«¿Comprendéis lo que he hecho?»
Celebrar la Pasión con los que la padecen aquí y permanecer en silencio junto a María conducen a cantar con alegría la Resurrección
En los últimos 14 años he vivido y celebrado la Semana Santa en un hospital; naturalmente también colaborando en mi parroquia y con ministerios en otros lugares; pero fundamentalmente allí, con nuestra comunidad de pacientes crónicos —nuestros feligreses de toda la vida— y con el resto de personas que vivimos estos días, ingresados, trabajando o visitando, en la catedral del sufrimiento. Son días de intenso trabajo y emoción. Los pacientes que tienen las condiciones adecuadas salen de permiso a estar con la familia; otros reciben la visita de sus seres queridos que se toman en serio eso de Mateo 25, «estuve enfermo y vinisteis a verme»; y otros, ¿por qué no reconocerlo?, no tienen quien los venga a ver desde hace demasiado. Para los profesionales que aquí estamos cuidando integralmente a quienes se nos ha confiado también son días especiales, en los que estar de guardia trabajando toca el adentro.
El trabajo en el Servicio de Atención Espiritual y Religiosa sigue su ritmo habitual: acompañamiento a quien lo solicita, charlas con profundidad de vida marcada por el sufrimiento, momentos de compartir, de conectar con el corazón de otro y de poner alguna semilla de esperanza; y el servicio religioso y sacramental que sea preciso. Pero todo queda marcado por el ritmo de la liturgia, que intentamos hacer con sobriedad y solemnidad.
Hace cuatro días empezamos con una sencilla bendición de los ramos y proclamando el Evangelio de la entrada de Jesús en Jerusalén. La asamblea litúrgica, reunida con ramas de olivo que nuestro jardinero nos facilitó, inició la Semana Santa en procesión hacia la capilla entonando el «Hosanna al hijo de David, bendito el que viene en nombre del Señor». Con alegría acogimos a Jesús que entra en su casa y se queda aquí para siempre, pase lo que pase.

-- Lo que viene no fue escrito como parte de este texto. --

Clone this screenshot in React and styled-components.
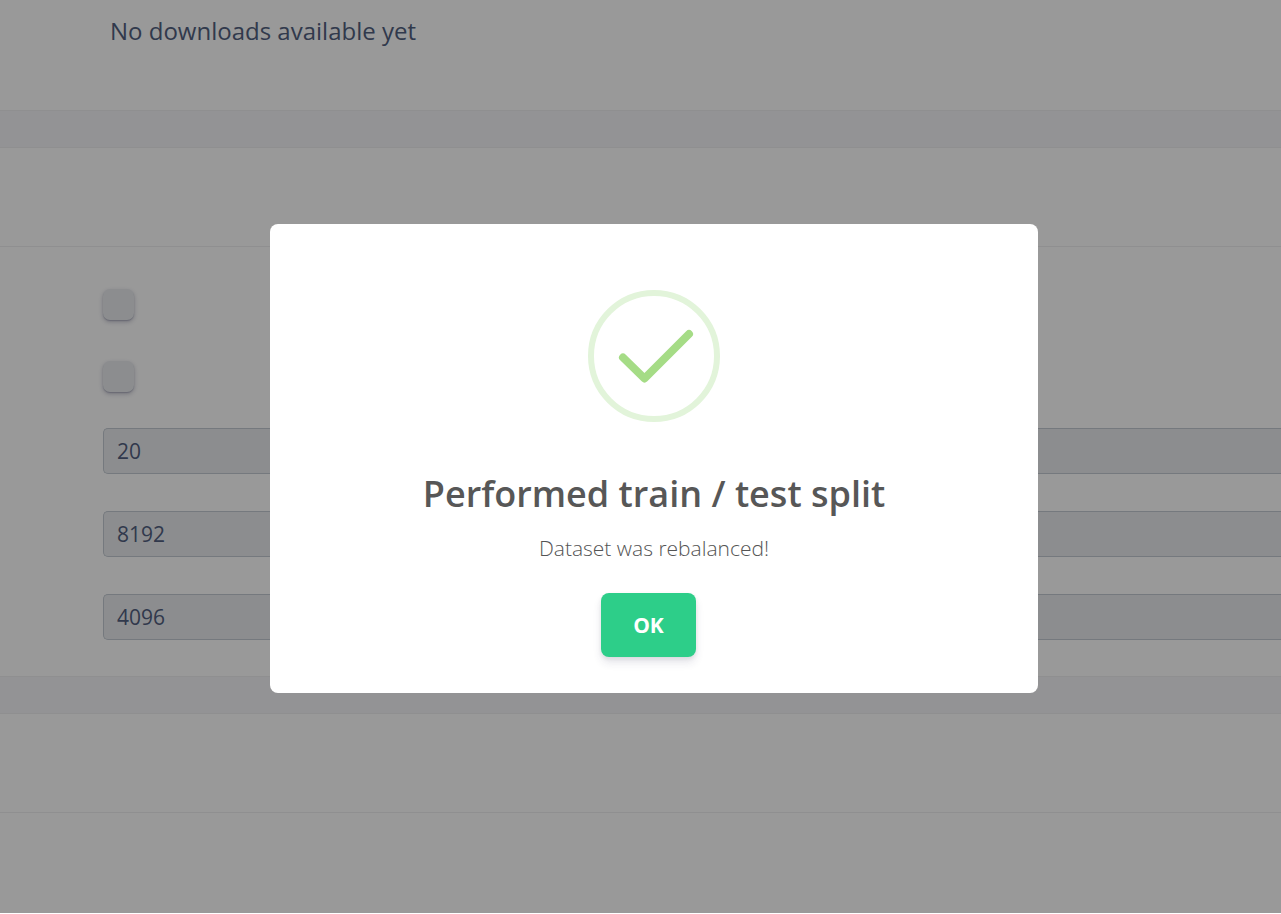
import React from "react";
import styled, { createGlobalStyle } from "styled-components";

const GlobalStyle = createGlobalStyle`
  *, *::before, *::after { box-sizing: border-box; }
  body {
    margin: 0;
    background: #f6f6f9;
    color: #525f7f;
    font-family: "Open Sans", sans-serif;
  }
`;

const Page = styled.main`
  display: flex;
  flex-direction: column;
  gap: 36px;
  min-height: 100vh;
`;

const Card = styled.section`
  background: #fff;
  border: solid #eeeef0;
  border-width: ${(p) => (p.$first ? "0 0 1px" : p.$last ? "1px 0 0" : "1px 0")};
  flex: ${(p) => (p.$last ? "1" : "none")};
`;

const CardHeader = styled.header`
  height: ${(p) => (p.$tall ? 101 : 99)}px;
  border-bottom: 1px solid #eeeef0;
`;

const EmptyNote = styled.p`
  margin: 0;
  padding: 13px 110px 61px;
  font-size: 24px;
  line-height: 36px;
`;

const Form = styled.form`
  display: flex;
  flex-direction: column;
  gap: 36px;
  padding: 42px 0 36px 103px;
`;

const Toggles = styled.div`
  display: flex;
  flex-direction: column;
  align-items: flex-start;
  gap: 41px;
`;

const Checkbox = styled.input`
  appearance: none;
  width: 31px;
  height: 31px;
  margin: 0;
  border-radius: 7px;
  background: #e9ecef;
  box-shadow: 0 2px 4px rgba(50, 50, 93, 0.3), 0 1px 1px rgba(50, 50, 93, 0.2);
`;

const Fields = styled.div`
  display: flex;
  flex-direction: column;
  gap: 37px;
`;

const Field = styled.input`
  display: block;
  width: 100%;
  height: 46px;
  padding: 0 13px;
  border: 1px solid #c4cad2;
  border-right: 0;
  border-radius: 5px 0 0 5px;
  background: #e9ecef;
  color: #525f7f;
  font: 400 21px/30px "Open Sans", sans-serif;
  outline: none;
`;

const Overlay = styled.div`
  position: fixed;
  inset: 0 0 1px;
  display: flex;
  align-items: center;
  justify-content: center;
  padding: 3px 0 0 27px;
  background: rgba(0, 0, 0, 0.4);
`;

const Dialog = styled.div`
  display: flex;
  flex-direction: column;
  align-items: center;
  width: 60%;
  min-width: 768px;
  padding: 66px 27px 36px;
  border-radius: 8px;
  background: #fff;
  text-align: center;
`;

const SuccessIcon = styled.svg`
  width: 132px;
  height: 132px;
`;

const Title = styled.h2`
  margin: 40px 0 0;
  color: #575757;
  font-size: 36px;
  font-weight: 600;
  line-height: 64px;
`;

const Message = styled.p`
  margin: 7px 0 0;
  color: #545454;
  font-size: 21px;
  font-weight: 300;
  line-height: 30px;
`;

const Actions = styled.div`
  padding: 30px 11px 0 0;
`;

const ConfirmButton = styled.button`
  height: 64px;
  padding: 0 32px;
  border: 0;
  border-radius: 8px;
  background: #2dce89;
  box-shadow: 0 6px 9px rgba(50, 50, 93, 0.11), 0 2px 4px rgba(0, 0, 0, 0.08);
  color: #fff;
  font: 700 21px/32px "Open Sans", sans-serif;
`;

const fields = [
  { label: "Number of training cycles", value: "20" },
  { label: "Training window", value: "8192" },
  { label: "Test window", value: "4096" },
];

export default function App() {
  return (
    <>
      <GlobalStyle />
      <Page>
        <Card $first>
          <EmptyNote>No downloads available yet</EmptyNote>
        </Card>
        <Card>
          <CardHeader />
          <Form>
            <Toggles>
              <Checkbox type="checkbox" aria-label="First option" />
              <Checkbox type="checkbox" aria-label="Second option" />
            </Toggles>
            <Fields>
              {fields.map((f) => (
                <Field key={f.value} type="text" aria-label={f.label} defaultValue={f.value} />
              ))}
            </Fields>
          </Form>
        </Card>
        <Card $last>
          <CardHeader />
        </Card>
      </Page>
      <Overlay>
        <Dialog role="dialog" aria-modal="true" aria-labelledby="dialog-title">
          <SuccessIcon viewBox="0 0 132 132" fill="none" aria-hidden="true">
            <circle cx="66" cy="66" r="63" stroke="#e2f4da" strokeWidth="6" />
            <path
              d="M35 67.5 L56.5 88.5 L101 44"
              stroke="#a5dc86"
              strokeWidth="8"
              strokeLinecap="round"
              strokeLinejoin="round"
            />
          </SuccessIcon>
          <Title id="dialog-title">Performed train / test split</Title>
          <Message>Dataset was rebalanced!</Message>
          <Actions>
            <ConfirmButton type="button">OK</ConfirmButton>
          </Actions>
        </Dialog>
      </Overlay>
    </>
  );
}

La proclamación de la Pasión según san Lucas, que cada uno siguió como pudo, fue uno de los momentos centrales; como el silencio arrodillado a las palabras del paciente-cronista: «Y dicho esto, expiró».
El Martes Santo recibimos los óleos, especialmente el óleo de los enfermos, bendecido por nuestro cardenal arzobispo en la catedral. Con él se hará realidad la oración de bendición: «Que cuantos sean ungidos con él sientan en cuerpo y alma tu divina protección y experimenten alivio en sus enfermedades y dolores, […] que este aceite sea para nosotros óleo santo».
El jueves tenemos todo preparado para comenzar el Triduo Pascual con la Misa vespertina en la Cena del Señor. Ojalá podamos «alcanzar, de tan gran misterio, la plenitud de caridad y de vida». Las velas y las flores adornan la capilla, las sillas de ruedas y andadores definen la primera fila, quien está la celebración completa y quien pasa un rato son nuestra asamblea, en la que proclamamos y repetimos el gesto del lavatorio de los pies, a todos y cada uno. «Os he dado ejemplo para que lo que yo he hecho con vosotros, vosotros también lo hagáis». Asombra, interpela, eriza la piel arrodillarse ante el Señor en la persona de nuestros señores enfermos y lavarles los pies; pies que deambularon por tantos caminos, muchas veces sin rumbo, pies que nos acercan a Él, tocando su carne. Luego continuaremos con un rato de oración ante el Santísimo.
Celebrar, el Viernes Santo, la Pasión del Señor con los que la padecen aquí; y permanecer en silencio el sábado, junto a María a la puerta del sepulcro, conducen a cantar con alegría la Resurrección en la noche de Pascua. Que lo podamos continuar celebrando y viviendo todos los años que nos queden.